[Instructions to follow] In the material below, please retype the lines from the very first through the one with "string; checked: boolean", exactly and without pictures.

[Dataset extract]
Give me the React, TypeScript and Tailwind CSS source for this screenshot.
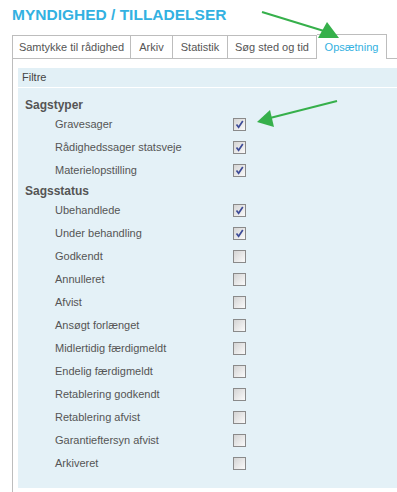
import React from "react";

type Item = { label: string; checked: boolean };

const sagstyper: Item[] = [
  { label: "Gravesager", checked: true },
  { label: "Rådighedssager statsveje", checked: true },
  { label: "Materielopstilling", checked: true },
];

const sagsstatus: Item[] = [
  { label: "Ubehandlede", checked: true },
  { label: "Under behandling", checked: true },
  { label: "Godkendt", checked: false },
  { label: "Annulleret", checked: false },
  { label: "Afvist", checked: false },
  { label: "Ansøgt forlænget", checked: false },
  { label: "Midlertidig færdigmeldt", checked: false },
  { label: "Endelig færdigmeldt", checked: false },
  { label: "Retablering godkendt", checked: false },
  { label: "Retablering afvist", checked: false },
  { label: "Garantieftersyn afvist", checked: false },
  { label: "Arkiveret", checked: false },
];

const tabs = [
  { label: "Samtykke til rådighed", w: "w-[119px] border-l" },
  { label: "Arkiv", w: "w-[42px]" },
  { label: "Statistik", w: "w-[55px]" },
  { label: "Søg sted og tid", w: "w-[89px]" },
];

function CheckBox({ checked }: { checked: boolean }) {
  return (
    <div className="w-[13px] h-[13px] border border-[#8a8a8a] bg-linear-to-br from-[#d4d4d4] to-[#fafafa] flex items-center justify-center">
      {checked && (
        <svg width="9" height="9" viewBox="0 0 9 9">
          <path d="M1.5 4.5 L3.6 7.2 L7.8 1" stroke="#3d4c98" strokeWidth="1.7" fill="none" />
        </svg>
      )}
    </div>
  );
}

function Row({ item }: { item: Item }) {
  return (
    <div className="h-[23px] flex items-center pl-[37px]">
      <span className="w-[178px] text-[11px] text-[#555]">{item.label}</span>
      <CheckBox checked={item.checked} />
    </div>
  );
}

function Arrows() {
  return (
    <svg className="absolute inset-0 pointer-events-none" width="397" height="492">
      <line x1="262" y1="12" x2="324" y2="31" stroke="#36b04b" strokeWidth="2" />
      <polygon points="339,38 318,38 327,22" fill="#36b04b" />
      <line x1="337" y1="101" x2="270" y2="118" stroke="#36b04b" strokeWidth="2" />
      <polygon points="257,122 270,110 274,127" fill="#36b04b" />
    </svg>
  );
}

export default function App() {
  return (
    <div className="relative w-[397px] h-[492px] overflow-hidden bg-white font-['Liberation_Sans',Arial,sans-serif]">
      <h1 className="pl-[12px] pt-[7px] h-[34px] text-[15.5px] leading-[16px] font-bold text-[#33b1e1]">
        MYNDIGHED / TILLADELSER
      </h1>
      <div className="pl-[12px] w-[440px]">
        <div className="flex items-end h-[25px]">
          {tabs.map((t) => (
            <div
              key={t.label}
              className={`${t.w} h-[24px] shrink-0 flex items-center justify-center whitespace-nowrap border-t border-r border-b border-[#bdbdbd] text-[11px] text-[#555]`}
            >
              {t.label}
            </div>
          ))}
          <div className="w-[70px] h-[25px] shrink-0 flex items-center justify-center border-t border-r border-[#bdbdbd] bg-white text-[11px] text-[#33b1e1]">
            Opsætning
          </div>
          <div className="flex-1 h-[24px] border-b border-[#bdbdbd]" />
        </div>
        <div className="border-l border-[#bdbdbd] pl-[5px] pt-[9px] h-[500px]">
          <div className="h-[19px] flex items-center pl-[4px] bg-[#e2f0f6] text-[11px] text-[#444]">
            Filtre
          </div>
          <div className="mt-[1px] bg-[#e4f1f7] pt-[8px] pb-[13px]">
            <div className="h-[17px] flex items-center pl-[7px] text-[12px] font-bold text-[#555]">
              Sagstyper
            </div>
            {sagstyper.map((it) => (
              <Row key={it.label} item={it} />
            ))}
            <div className="h-[17px] flex items-center pl-[7px] text-[12px] font-bold text-[#555]">
              Sagsstatus
            </div>
            {sagsstatus.map((it) => (
              <Row key={it.label} item={it} />
            ))}
          </div>
        </div>
      </div>
      <Arrows />
    </div>
  );
}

[Correct answer]
Give me the React, TypeScript and Tailwind CSS source for this screenshot.
import React from "react";

type Item = { label: string; checked: boolean };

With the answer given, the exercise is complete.